Speaker
Description
The Inductively Driven Liner (IDL) concept represents a transformational solution to the generation of fusion energy. A fusion gain demonstration device is described that would serve as a smaller-scale, prototype of the commercial fusion reactor, and would demonstrate all essential aspects of the reactor from the ability to form, heat, and confine plasmas at performance levels and establish the viability of the concept for low-cost fusion energy generation. The IDL fusion reactor is based on results from current research being done at MSNW and the University of Washington on the magnetically driven implosion of thin (0.5–1 mm) Aluminum hoops, as well as the simultaneous merging and magnetic compression of two FRC plasmoids to form a suitable target inside the metal bands. Both the driver and the target have been studied experimentally and theoretically by the MSNW/UW team. FRCs have been formed, translated and merged inside compression coils at the scale desired for the IDL concept. The FRC has been magnetically compressed up to ion temperatures over 3 keV with observed target lifetimes in excess of that required.
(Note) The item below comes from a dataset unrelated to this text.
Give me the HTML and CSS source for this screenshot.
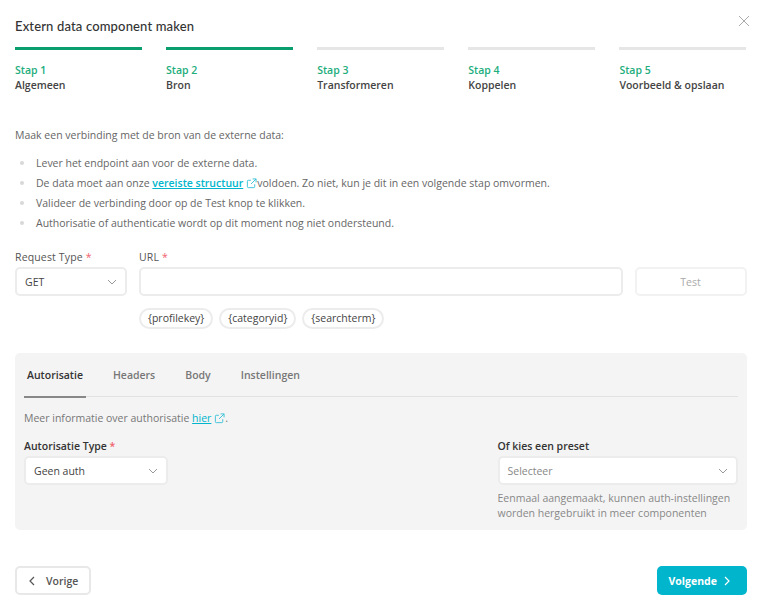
FILE: index.html
```html
<!DOCTYPE html>
<html lang="nl">
<head>
<meta charset="utf-8">
<title>Extern data component maken</title>
<link rel="stylesheet" href="styles.css">
</head>
<body>
<svg class="sprite" width="0" height="0" aria-hidden="true">
  <symbol id="ext" viewBox="0 0 12 12"><path d="M9.5 6.8v2.7a1 1 0 0 1-1 1h-6a1 1 0 0 1-1-1v-6a1 1 0 0 1 1-1h2.8M7.2 1h3.8v3.8M11 1 5.5 6.5" fill="none" stroke="currentColor" stroke-width="1"/></symbol>
  <symbol id="down" viewBox="0 0 10 6"><path d="M1 1l4 4 4-4" fill="none" stroke="currentColor" stroke-width="1"/></symbol>
</svg>
<main class="modal">
  <header class="head">
    <h1 class="title">Extern data component maken</h1>
    <svg class="close" viewBox="0 0 12 12" width="12" height="12"><path d="M1 1l10 10M11 1 1 11" fill="none" stroke="currentColor" stroke-width="1"/></svg>
  </header>
  <ol class="steps">
    <li class="step done"><span class="num">Stap 1</span><span class="name">Algemeen</span></li>
    <li class="step done"><span class="num">Stap 2</span><span class="name">Bron</span></li>
    <li class="step"><span class="num">Stap 3</span><span class="name">Transformeren</span></li>
    <li class="step"><span class="num">Stap 4</span><span class="name">Koppelen</span></li>
    <li class="step"><span class="num">Stap 5</span><span class="name">Voorbeeld &amp; opslaan</span></li>
  </ol>
  <p class="intro">Maak een verbinding met de bron van de externe data:</p>
  <ul class="bullets">
    <li>Lever het endpoint aan voor de externe data.</li>
    <li>De data moet aan onze <a class="link strong" href="#">vereiste structuur</a><svg class="ext gap" width="11" height="11"><use href="#ext"/></svg>voldoen. Zo niet, kun je dit in een volgende stap omvormen.</li>
    <li>Valideer de verbinding door op de Test knop te klikken.</li>
    <li>Authorisatie of authenticatie wordt op dit moment nog niet ondersteund.</li>
  </ul>
  <section class="request">
    <div class="field type">
      <label class="label">Request Type <span class="req">*</span></label>
      <div class="select"><span>GET</span><svg class="chev" width="10" height="6"><use href="#down"/></svg></div>
    </div>
    <div class="field url">
      <label class="label">URL <span class="req">*</span></label>
      <div class="input"></div>
      <div class="chips"><span class="chip">{profilekey}</span><span class="chip">{categoryid}</span><span class="chip">{searchterm}</span></div>
    </div>
    <button class="test" type="button">Test</button>
  </section>
  <section class="panel">
    <nav class="tabs">
      <span class="tab active">Autorisatie</span><span class="tab">Headers</span><span class="tab">Body</span><span class="tab">Instellingen</span>
    </nav>
    <p class="info">Meer informatie over authorisatie <a class="link" href="#">hier</a> <svg class="ext" width="11" height="11"><use href="#ext"/></svg>.</p>
    <div class="auth">
      <div class="field auth-type">
        <label class="label dark">Autorisatie Type <span class="req">*</span></label>
        <div class="select"><span>Geen auth</span><svg class="chev" width="10" height="6"><use href="#down"/></svg></div>
      </div>
      <div class="field preset">
        <label class="label dark">Of kies een preset</label>
        <div class="select"><span class="placeholder">Selecteer</span><svg class="chev" width="10" height="6"><use href="#down"/></svg></div>
        <p class="hint">Eenmaal aangemaakt, kunnen auth-instellingen worden hergebruikt in meer componenten</p>
      </div>
    </div>
  </section>
  <footer class="foot">
    <button class="btn prev" type="button"><svg width="6" height="10" viewBox="0 0 6 10"><path d="M5 1 1 5l4 4" fill="none" stroke="currentColor" stroke-width="1.2"/></svg>Vorige</button>
    <button class="btn next" type="button">Volgende<svg width="6" height="10" viewBox="0 0 6 10"><path d="m1 1 4 4-4 4" fill="none" stroke="currentColor" stroke-width="1.2"/></svg></button>
  </footer>
</main>
</body>
</html>
```
FILE: styles.css
```css
* { box-sizing: border-box; }
html, body { margin: 0; padding: 0; background: #fff; }
body { font-family: "Open Sans", "Liberation Sans", sans-serif; font-size: 10.5px; color: #666; width: 760px; height: 612px; overflow: hidden; }
.sprite { position: absolute; }
.modal { padding: 0 13.5px 0 15px; display: flex; flex-direction: column; }
.head { display: flex; justify-content: space-between; height: 47px; padding-top: 17px; }
.title { margin: 0; font-family: Lato, sans-serif; font-size: 13px; line-height: 18px; font-weight: 500; color: #333; letter-spacing: .15px; }
.close { color: #aaa; margin: -2px -3px 0 0; }
.steps { display: grid; grid-template-columns: repeat(5, 1fr); column-gap: 24px; margin: 0; padding: 0; list-style: none; }
.step { border-top: 3px solid #e6e6e6; padding-top: 13px; display: flex; flex-direction: column; }
.step.done { border-top-color: #0a9e6e; }
.num { color: #22ad7c; line-height: 15px; font-weight: 600; }
.name { color: #444; line-height: 15px; font-weight: 600; }
.intro { margin: 34px 0 0; line-height: 16px; }
.bullets { margin: 10px 0 0; padding: 0 0 0 21px; list-style: none; }
.bullets li { height: 20px; line-height: 20px; position: relative; }
.bullets li::before { content: ""; position: absolute; left: -16px; top: 8px; width: 4px; height: 4px; border-radius: 50%; background: #d8d8d8; }
.link { color: #00b5cc; text-decoration: underline; }
.link.strong { font-weight: 600; }
.ext { color: #33c1d6; vertical-align: -2px; }
.ext.gap { margin-left: 3px; }
.request { display: flex; margin-top: 16px; }
.field { display: flex; flex-direction: column; }
.label { line-height: 16px; color: #555; font-weight: 500; letter-spacing: .15px; margin-bottom: 2px; }
.label.dark { color: #333; font-weight: 600; letter-spacing: 0; }
.req { color: #f0616d; }
.type { width: 112px; margin-right: 12px; }
.url { flex: 1; margin-right: 12px; }
.select, .input { height: 29px; background: #fff; border: 2px solid #ececec; border-radius: 5px; }
.select { display: flex; align-items: center; justify-content: space-between; padding: 0 8px; color: #444; }
.chev { color: #999; }
.placeholder { color: #888; }
.chips { display: flex; gap: 6px; margin-top: 12px; }
.chip { height: 21px; line-height: 17px; padding: 0 7px; border: 2px solid #ececec; border-radius: 11px; color: #444; font-weight: 500; }
.test { flex: none; width: 112px; height: 29px; margin-top: 18px; background: #fff; border: 2px solid #f2f2f2; border-radius: 5px; color: #aaa; font: inherit; }
.panel { margin-top: 24px; height: 177px; background: #f4f4f4; border-radius: 5px; padding: 0 9px; }
.tabs { display: flex; height: 44px; border-bottom: 1px solid #e2e2e2; }
.tab { padding: 15px 3px 0; margin-right: 24px; color: #777; font-weight: 600; border-bottom: 2px solid transparent; height: 45px; }
.tab.active { color: #333; border-bottom-color: #888; }
.info { margin: 13px 0 0; line-height: 16px; color: #777; }
.auth { display: flex; justify-content: space-between; margin-top: 12px; }
.auth-type { width: 144px; }
.preset { width: 240px; }
.hint { margin: 6px 0 0; line-height: 15px; color: #888; }
.foot { display: flex; justify-content: space-between; margin-top: 36px; }
.btn { height: 29px; display: flex; align-items: center; border-radius: 5px; font: inherit; }
.prev { width: 76px; padding: 0 0 0 12px; gap: 11px; background: #fff; border: 2px solid #e8e8e8; color: #555; font-weight: 600; }
.next { width: 90px; padding: 0 0 0 12px; gap: 7px; background: #00b5cc; border: 0; color: #fff; font-weight: 700; }
```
Aluminum liners with radii from 6 to over 40 cm have been successfully imploded reaching speeds of 2 km/sec, and resulting in compression fields greater than 100 T. Due to limited funding, it was not possible to perform the most critical step - the combined, simultaneous operations of FRC merging and liner compression. The prime objective of the IDL project in future work is to perform this crucial test, and to do it at sufficient power and scale to achieve fusion gain. Comprehensive plans for this next step will be discussed including a detailed 1D model of the liner electrical and physical behavior, as well as a full, non-linear, dynamical calculation of the liner assembly using the ANSYS 3D Explicit Dynamics® solver.